Topological Sort/Ordering#
The goal of a topological sort is given a list of items with dependencies, (ie. item 5 must be completed before item 3, etc.) to produce an ordering of the items that satisfies the given constraints. In order for the problem to be solvable, there can not be a cyclic set of constraints. (We can't have that item 5 must be completed before item 3, item 3 must be completed before item 7, and item 7 must be completed before item 5, since that would be an impossible set of constraints to satisfy.) Meaning we can model this problem with a directed unweighted acyclic graph. When all the vertices are topologically ordered in a row all the edges go from left to right.
Kahn's algorithm#
Kahn's algorithm describes a way in which we can find a topological order. In pseudocode the algorithm goes like this
L ← Empty list that will contain the sorted elements
S ← Set of all nodes with no incoming edge so indeg(v)=0
while S is not empty do
remove a node n from S
add n to L
for each node m with an edge e from n to m do
remove edge e from the graph
if m has no other incoming edges then
insert m into S
!!!!!OR!!!!!
for each node m with an edge e from n to m do
reduce indeg(m) by one
if indeg(m)==0
insert m into S
if graph still has edges then
return error (graph has at least one cycle)
else
return L (a topologically sorted order)
Depending on the order that the nodes n are removed from set S, a different solution is created.

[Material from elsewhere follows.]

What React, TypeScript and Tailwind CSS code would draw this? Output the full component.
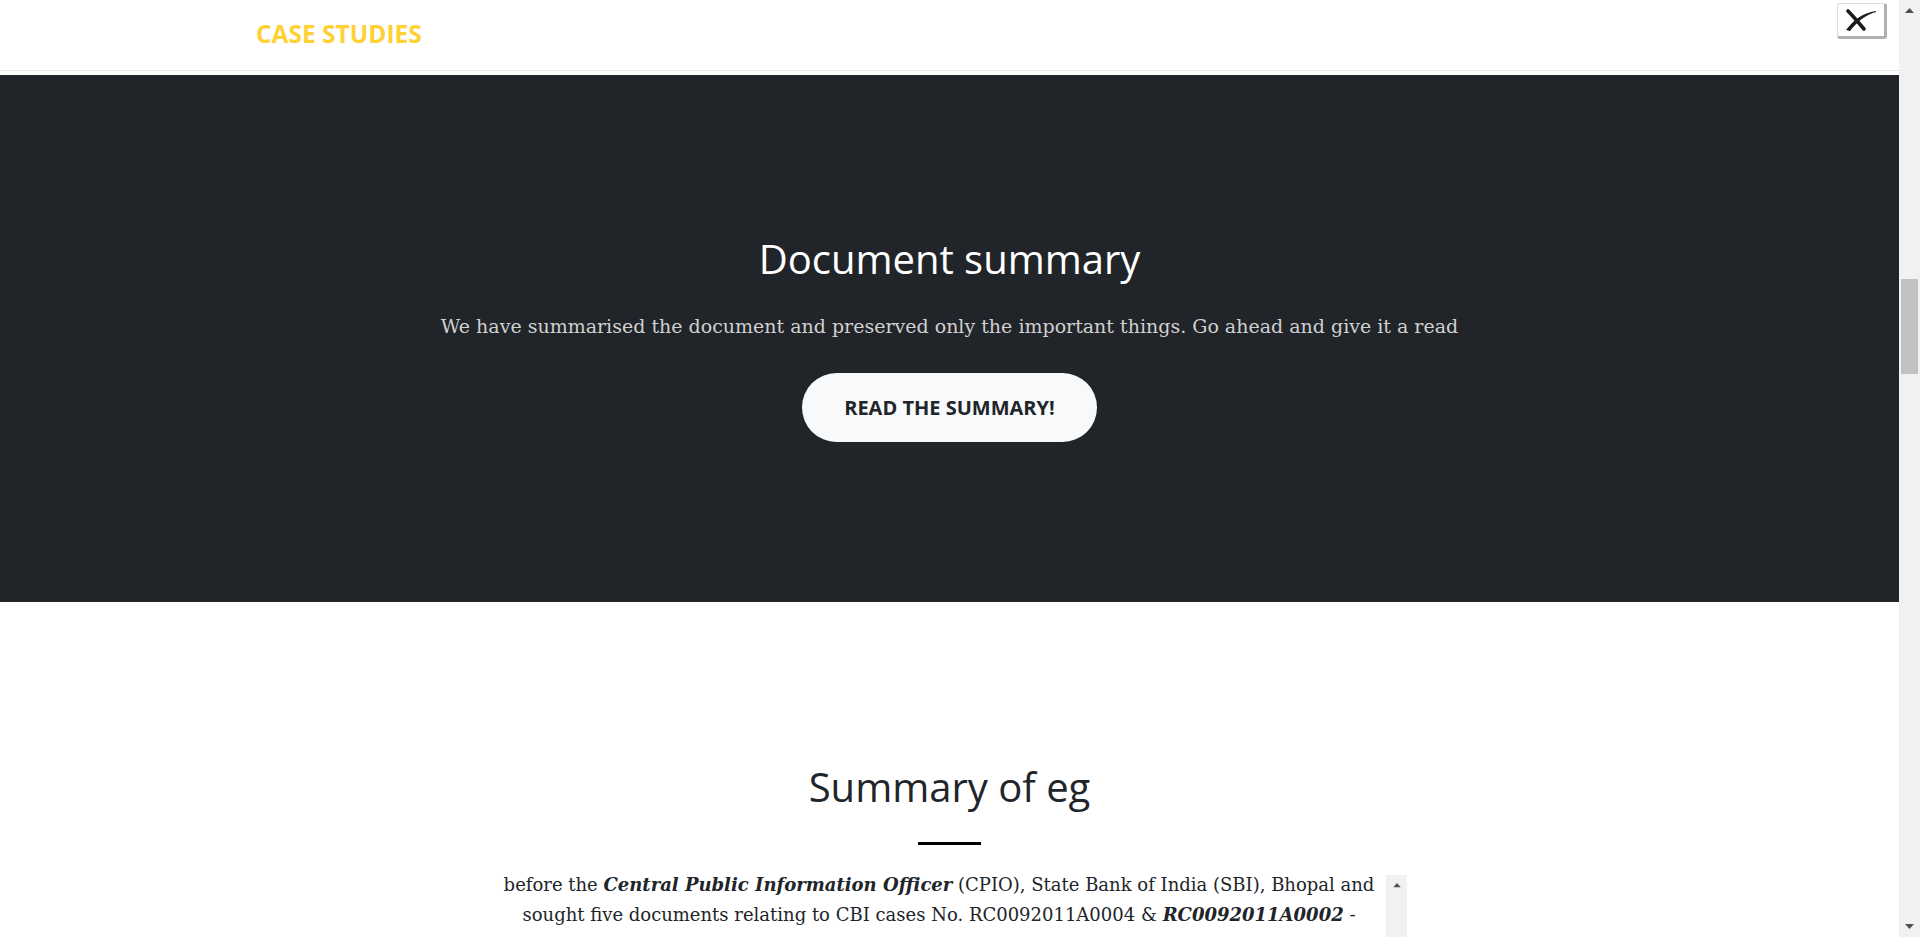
import React from "react";

const openSans = { fontFamily: '"Open Sans", "Liberation Sans", sans-serif' };
const serif = { fontFamily: '"DejaVu Serif", "Liberation Serif", serif' };

function CloseButton() {
    return (
        <button className="mt-[3px] mr-[12px] flex h-[36px] w-[50px] items-center justify-center rounded-[3px] border border-[#dcdcdc] border-r-[3px] border-b-[3px] border-r-[#b0b0b0] border-b-[#b0b0b0] bg-white">
            <svg width="34" height="24" viewBox="0 0 34 24">
                <path d="M4 3 C 9 8, 14 14, 20 21" stroke="#1b1b1b" strokeWidth="3.6" strokeLinecap="round" fill="none" />
                <path d="M2 22 C 10 12, 18 5, 32 3 L 32 4 C 21 7, 13 14, 6 23 Z" fill="#1b1b1b" />
            </svg>
        </button>
    );
}

function PageScrollbar() {
    return (
        <div className="flex h-full w-[21px] flex-col items-center bg-[#f1f1f1]">
            <div className="flex h-[21px] w-full items-center justify-center">
                <svg width="9" height="6" viewBox="0 0 9 6"><path d="M0 5 L4.5 0 L9 5 Z" fill="#505050" /></svg>
            </div>
            <div className="mt-[258px] h-[95px] w-[17px] bg-[#c1c1c1]" />
            <div className="flex-1" />
            <div className="flex h-[21px] w-full items-center justify-center">
                <svg width="9" height="6" viewBox="0 0 9 6"><path d="M0 0 L4.5 5 L9 0 Z" fill="#505050" /></svg>
            </div>
        </div>
    );
}

function BoxScrollbar() {
    return (
        <div className="flex w-[21px] shrink-0 flex-col items-center bg-[#f1f1f1]">
            <div className="flex h-[21px] w-full items-center justify-center">
                <svg width="8" height="5" viewBox="0 0 9 6"><path d="M0 5 L4.5 0 L9 5 Z" fill="#505050" /></svg>
            </div>
        </div>
    );
}

export default function App() {
    return (
        <div className="flex h-[937px] w-[1920px] overflow-hidden bg-white">
            <div className="flex w-[1899px] flex-col">
                {/* Top bar */}
                <header className="flex h-[71px] shrink-0 items-start justify-between border-b border-[#e6e6e6]">
                    <div className="flex h-[70px] items-center pl-[256px] pb-[2px]">
                        <span style={openSans} className="text-[24.5px] font-bold text-[#fed136]">CASE STUDIES</span>
                    </div>
                    <CloseButton />
                </header>
                <div className="h-[4px] shrink-0 bg-white" />

                {/* Dark hero */}
                <section className="flex h-[527px] shrink-0 flex-col items-center bg-[#212529] pt-[160px]">
                    <h2 style={openSans} className="text-[40px] leading-[48px] font-normal text-white">Document summary</h2>
                    <p style={serif} className="mt-[28px] text-[19px] leading-[30px] text-[#d0d0d0]">
                        We have summarised the document and preserved only the important things. Go ahead and give it a read
                    </p>
                    <button style={openSans} className="mt-[32px] h-[69px] rounded-full bg-[#f8f9fa] px-[42px] text-[20px] font-bold text-[#212529]">
                        READ THE SUMMARY!
                    </button>
                </section>

                {/* Summary */}
                <section className="flex flex-1 flex-col items-center pt-[161px]">
                    <h2 style={openSans} className="text-[40px] leading-[48px] font-normal text-[#212529]">Summary of eg</h2>
                    <div className="mt-[31px] h-[3px] w-[63px] bg-black" />
                    <div className="mt-[30px] flex w-[915px] flex-1 overflow-hidden">
                        <div className="flex-1 overflow-hidden">
                            <p style={serif} className="-mt-[5px] text-center text-[18px] leading-[30px] text-[#212529]">
                                before the <b className="italic">Central Public Information Officer</b> (CPIO), State Bank of India (SBI), Bhopal and
                                <br />
                                sought five documents relating to CBI cases No. RC0092011A0004 &amp; <b className="italic">RC0092011A0002</b> -
                                <br />
                                A and a copy of which had after the action also dealt with and was examined by LIO
                            </p>
                        </div>
                        <BoxScrollbar />
                    </div>
                </section>
            </div>
            <PageScrollbar />
        </div>
    );
}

A possible solution with an Adjacent matrix could look something like this.
public int[] topsort(){
int[] indeg = new int[n]; // calculate indegree
for (int i=0; i<n;i++){
for (int j=0; j<n; j++){
indeg[i] += adjMatrix[j][i] ? 1:0;
}
}
Queue S = new LinkedList(); // topsort init queue
for (int i=0; i<n; i++){
if(indeg[i]==0) S.add(i);
}
int[] result = new int[n]; // topsort step
for(int i=0; i<n; i++){
if(!S.isEmpty()){
result[i] = (int) S.remove();
for(int j=0; j<n; j++){
if(adjMatrix[result[i]][j]) {
indeg[j]--;
if(indeg[j] == 0) S.add(j);
}
}
}
return null;
}
return result;
}
Or with an Adjacent list
public void sort() {
StringBuffer sb = new StringBuffer();
if (isDirected()) {
LinkedList<Vertex<K>> queue = new LinkedList<Vertex<K>>();
int counter = 0;
for (Vertex<K> v : vertices.values()) {
v.deg = v.indegree; // set indegree of each vertex
if (v.deg == 0) queue.addFirst(v); // start set
}
while (!queue.isEmpty()) {
Vertex<K> v = queue.removeLast();
sb.append(v.data + " ");
counter++; // count processed vertices
for (Vertex<K> w : v.adjList)
if (--w.deg == 0) // decrease indegree of adjecent
queue.addFirst(w); // Add to S
}
if (counter != vertices.size()) {
sb.replace(0, sb.length(), "Cycle found");
}
} else {
sb.append("Graph is not directed, TopSort not possible.");
}
System.out.println(sb);
}
Time complexity#
If we have \(n\) vertices with \(m\) edges and have stored that graph in an Adjacency list.
- To calculate all vertices indeg takes \(O(n+m)\).
- Adding all vertices with indeg 0 to S takes worst case \(O(n)\).
- Each edge is followed once to reduce the indeg of a vertex \(O(m)\).
- Each node is added and removed once from S so \(O(n)\)
This then leads to a time complexity of \(O(n+m)\).